D’où vient l’argent ? Au départ, d’une firme, Alex , fondée par Stavisky, qui vend des bijoux, de l’orfèvrerie, des objets d’art. La maison Alex aura des succursales au Touquet, à Biarritz, à Cannes. Il a fallu une mise de fonds dont on ignore l’origine. Stavisky dira simplement à Kessel : « Un homme m’a aidé. Il est mort. » Il reste encore bien des mystères dans l’histoire de Stavisky.
Alexandre lance un réfrigérateur qu’il baptise Phébor , crée une société d’alimentation générale et, à Cannes, le Palais des Sports. Il recrute des conseils d’administration éblouissants. Il donne des dîners fantastiques. Ses photos et celles d’Arlette paraissent dans les journaux.
Le même homme demeure l’objet d’instructions concernant plusieurs affaires dont chacune peut lui valoir bien des années de prison. Il vit sous le régime de la liberté provisoire. Avec ces multiples épées de Damoclès suspendues sur sa tête, comment est-il parvenu à édifier cette nouvelle et incroyable fortune ? La réponse nous conduit tout droit au nœud du scandale. L’une des instructions va se clore par non-lieu. Pour les autres, chaque fois que Stavisky sera convoqué devant la justice, ses avocats obtiendront une remise : on gagne quelques mois. L’affaire est-elle appelée de nouveau ? On demande une nouvelle remise. Et on l’obtient ! Dans l’esprit du public – et peut-être dans celui des magistrats –, quel rapport pourrait-il dès lors exister entre le petit escroc Stavisky et l’homme d’affaires Serge Alexandre qui mène la vie à si grandes guides ?

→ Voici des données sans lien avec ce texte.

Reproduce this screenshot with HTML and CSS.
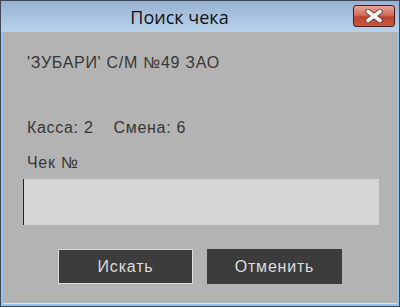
FILE: index.html
```html
<!DOCTYPE html>
<html>
<head>
	<title>Поиск чека</title>
	<link rel="stylesheet" href="styles.css">
</head>
<body>

<div class="window">
	<div class="titlebar">
		<div class="title">Поиск чека</div>
		<div class="close">
			<svg width="22" height="14" viewBox="0 0 22 14">
				<path d="M5 2.5 L17 11.5 M17 2.5 L5 11.5" stroke="#6a4040" stroke-width="5.4" stroke-linecap="round"/>
				<path d="M5 2.5 L17 11.5 M17 2.5 L5 11.5" stroke="#f4f4f4" stroke-width="3.6" stroke-linecap="round"/>
			</svg>
		</div>
	</div>

	<div class="content">
		<div class="label shop">'ЗУБАРИ' С/М №49 ЗАО</div>
		<div class="label info"><span class="kassa">Касса: 2</span><span>Смена: 6</span></div>
		<div class="label check">Чек №</div>
		<div class="field"><span class="caret"></span></div>
		<div class="buttons">
			<div class="btn focused">Искать</div>
			<div class="btn">Отменить</div>
		</div>
	</div>
</div>

</body>
</html>
```

FILE: styles.css
```css
body {margin: 0; padding: 0; font-family: "Liberation Sans", Arial, sans-serif;}
.window {width: 400px; height: 307px; box-sizing: border-box; border: 1px solid #3d4756; background: #8ec6ee; display: flex; flex-direction: column;}
.titlebar {height: 31px; display: flex; align-items: flex-start; background: linear-gradient(#97b1d2, #bad3ec);}
.title {flex: 1; text-align: center; font-family: "Open Sans", "Noto Sans", sans-serif; font-size: 18px; color: #111; line-height: 20px; padding: 6px 0 0 5px;}
.close {width: 42px; height: 22px; margin: 4px 4px 0 0; box-sizing: border-box; border: 1px solid #4a1c1c; border-radius: 3px; background: linear-gradient(#e8a494, #d47060 45%, #bb4430 55%, #c85a40); display: flex; align-items: center; justify-content: center;}
.content {flex: 1; background: #b3b3b3; margin: 0 2px 2px 2px; padding: 22px 18px 0 20px; color: #363636; font-size: 16px; letter-spacing: 0.7px; border-bottom: 1px solid #d8e8f2;}
.label {padding-left: 4px; line-height: 17px;}
.info {margin-top: 48px;}
.kassa {margin-right: 20px;}
.check {margin-top: 18px;}
.field {height: 46px; margin-top: 8px; background: #d6d6d6; display: flex;}
.caret {width: 1px; background: #222;}
.buttons {display: flex; justify-content: center; gap: 14px; margin-top: 24px; margin-left: -2px;}
.btn {width: 135px; height: 35px; box-sizing: border-box; background: #3c3c3c; color: #dcdcdc; font-size: 16px; letter-spacing: 0.8px; display: flex; align-items: center; justify-content: center;}
.btn.focused {border: 1px solid #dddddd;}
```
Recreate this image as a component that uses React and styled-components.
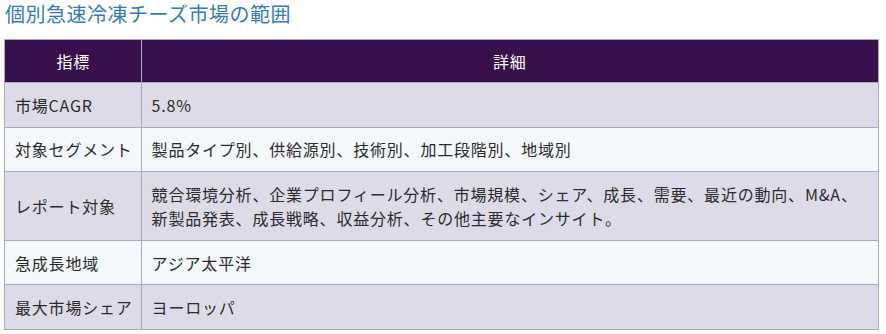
import React from 'react';
import styled, { createGlobalStyle } from 'styled-components';

const GlobalStyle = createGlobalStyle`
  body {
    margin: 0;
    background: #ffffff;
    font-family: "Noto Sans CJK JP", "Noto Sans", sans-serif;
  }
`;

const Page = styled.div`
  padding: 0 7px 0 4px;
`;

const Title = styled.h2`
  margin: 0 0 11px 1px;
  font-size: 20px;
  line-height: 28px;
  font-weight: 400;
  color: #2f7cc0;
  letter-spacing: 0.5px;
`;

const Table = styled.table`
  width: 875px;
  border-collapse: collapse;
  border: 1px solid #aca8c2;
  font-size: 16px;
  letter-spacing: 0.8px;
  color: #2b2b2b;
`;

const HeadCell = styled.th`
  background: #38104b;
  color: #ffffff;
  font-weight: 400;
  text-align: center;
  padding: 9px 10px;
  line-height: 24px;
  border: 1px solid #aca8c2;
  width: ${(p) => (p.$first ? '116px' : 'auto')};
  padding-right: ${(p) => (p.$first ? '9px' : '10px')};
`;

const Row = styled.tr`
  background: ${(p) => (p.$alt ? '#f3f8fb' : '#dedbe9')};
`;

const Cell = styled.td`
  padding: 9.8px 10px;
  padding-right: ${(p) => (p.$nowrap ? '8px' : '10px')};
  line-height: 24px;
  border: 1px solid #aca8c2;
  white-space: ${(p) => (p.$nowrap ? 'nowrap' : 'normal')};
  vertical-align: middle;
`;

const rows = [
  ['市場CAGR', '5.8%'],
  ['対象セグメント', '製品タイプ別、供給源別、技術別、加工段階別、地域別'],
  [
    'レポート対象',
    <>
      競合環境分析、企業プロフィール分析、市場規模、シェア、成長、需要、最近の動向、M&amp;A、
      <br />
      新製品発表、成長戦略、収益分析、その他主要なインサイト。
    </>,
  ],
  ['急成長地域', 'アジア太平洋'],
  ['最大市場シェア', 'ヨーロッパ'],
];

const App = () => {
  return (
    <Page>
      <GlobalStyle />
      <Title>個別急速冷凍チーズ市場の範囲</Title>
      <Table>
        <thead>
          <tr>
            <HeadCell $first>指標</HeadCell>
            <HeadCell>詳細</HeadCell>
          </tr>
        </thead>
        <tbody>
          {rows.map((r, i) => (
            <Row key={i} $alt={i % 2 === 1}>
              <Cell $nowrap>{r[0]}</Cell>
              <Cell>{r[1]}</Cell>
            </Row>
          ))}
        </tbody>
      </Table>
    </Page>
  );
};

export default App;
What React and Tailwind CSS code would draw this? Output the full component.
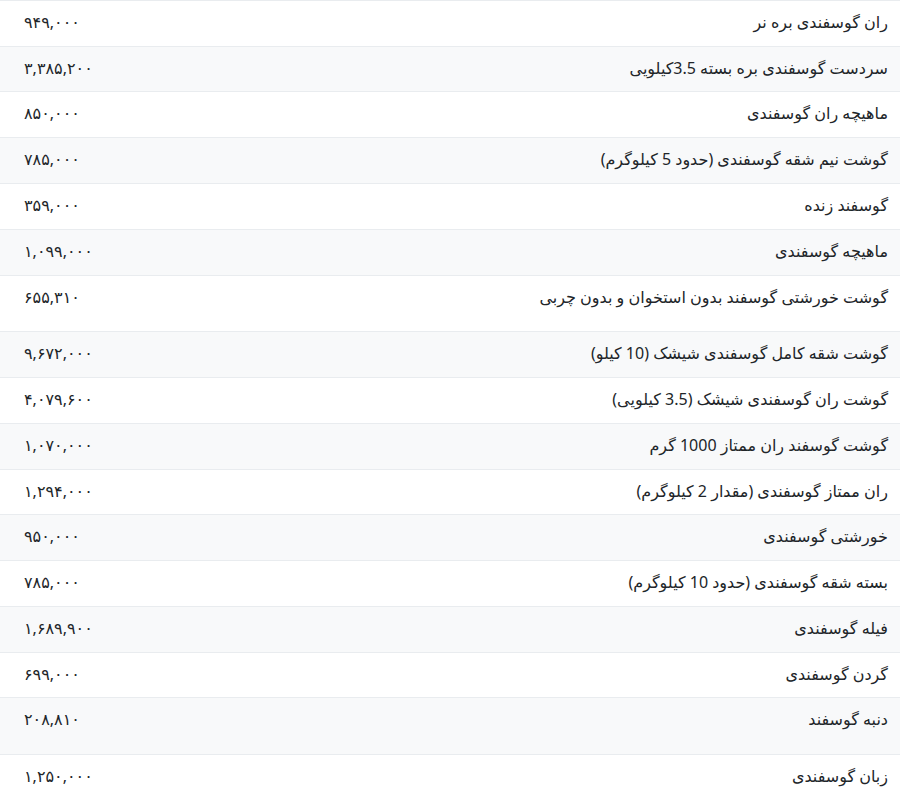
const rows = [
  { name: 'ران گوسفندی بره نر', price: '۹۴۹,۰۰۰', h: 'h-[46px]' },
  { name: 'سردست گوسفندی بره بسته 3.5کیلویی', price: '۳,۳۸۵,۲۰۰', h: 'h-[45px]' },
  { name: 'ماهیچه ران گوسفندی', price: '۸۵۰,۰۰۰', h: 'h-[46px]' },
  { name: 'گوشت نیم شقه گوسفندی (حدود 5 کیلوگرم)', price: '۷۸۵,۰۰۰', h: 'h-[46px]' },
  { name: 'گوسفند زنده', price: '۳۵۹,۰۰۰', h: 'h-[46px]' },
  { name: 'ماهیچه گوسفندی', price: '۱,۰۹۹,۰۰۰', h: 'h-[46px]' },
  { name: 'گوشت خورشتی گوسفند بدون استخوان و بدون چربی', price: '۶۵۵,۳۱۰', h: 'h-[56px]' },
  { name: 'گوشت شقه کامل گوسفندی شیشک (10 کیلو)', price: '۹,۶۷۲,۰۰۰', h: 'h-[46px]' },
  { name: 'گوشت ران گوسفندی شیشک (3.5 کیلویی)', price: '۴,۰۷۹,۶۰۰', h: 'h-[46px]' },
  { name: 'گوشت گوسفند ران ممتاز 1000 گرم', price: '۱,۰۷۰,۰۰۰', h: 'h-[46px]' },
  { name: 'ران ممتاز گوسفندی (مقدار 2 کیلوگرم)', price: '۱,۲۹۴,۰۰۰', h: 'h-[45px]' },
  { name: 'خورشتی گوسفندی', price: '۹۵۰,۰۰۰', h: 'h-[46px]' },
  { name: 'بسته شقه گوسفندی (حدود 10 کیلوگرم)', price: '۷۸۵,۰۰۰', h: 'h-[46px]' },
  { name: 'فیله گوسفندی', price: '۱,۶۸۹,۹۰۰', h: 'h-[46px]' },
  { name: 'گردن گوسفندی', price: '۶۹۹,۰۰۰', h: 'h-[45px]' },
  { name: 'دنبه گوسفند', price: '۲۰۸,۸۱۰', h: 'h-[57px]' },
  { name: 'زبان گوسفندی', price: '۱,۲۵۰,۰۰۰', h: 'h-[46px]' },
];

export default function App() {
  return (
    <div dir="rtl" className="w-[900px] bg-white font-['Noto_Sans','DejaVu_Sans',sans-serif] text-[#212529]">
      {rows.map((row, i) => (
        <div
          key={i}
          className={`flex items-start border-t border-[#e9ecef] ${row.h} ${i % 2 === 1 ? 'bg-[#f8f9fa]' : 'bg-white'}`}
        >
          <div className="flex-1 pr-3 pt-[9px] text-[16px] leading-6">{row.name}</div>
          <div className="w-[300px] pl-6 pt-[9px] text-[16px] leading-6 text-left">{row.price}</div>
        </div>
      ))}
    </div>
  );
}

Jusqu’où ne montera-t-il pas ? Il a signé un contrat avec la Ville de Paris pour la construction d’immeubles entre la porte Dauphine et la Muette. Afin de mener à bien l’opération, il lance un emprunt de cent millions, et aussitôt les titres de la Foncière s’arrachent. Dans la seule année 1930, le ménage Alexandre dépense cinq millions. La belle Arlette est devenue la chargée de relations publiques du couple. On ne voit qu’elle à Biarritz, à Deauville, à Cannes, à Saint-Jean-de-Luz. Dès que son mari l’y rejoint, on le voit entouré d’amis, beaucoup d’amis. Ceux-ci boivent les paroles de leur hôte quand il répète avec componction :
— Les relations, c’est le secret de tout.
Dans son portefeuille, M. Alexandre serre un sauf-conduit délivré par le commissaire Bayard : « Le nommé Stavisky peut se recommander de mon nom devant les représentants de la force publique et recourir à eux le cas échéant. »
En fait, M. Alexandre est en train d’édifier la plus colossale escroquerie du siècle.
Tout commence à Orléans. On trouve dans cette ville, comme en beaucoup d’autres, un crédit municipal, autrement dit un mont-de-piété. On connaît le principe de ces établissements : ils accordent des prêts sur des objets qui leur sont déposés en gage. Si, au bout d’un certain délai, le prêt n’est pas remboursé, l’objet est vendu au profit de l’emprunteur.
Pour assurer le roulement de ses opérations, tout crédit municipal a besoin d’argent frais. Aussi ces établissements sont-ils autorisés à émettre des bons de caisse, emprunts producteurs d’intérêts. Système qui n’a pas manqué d’attirer l’attention de M. Alexandre.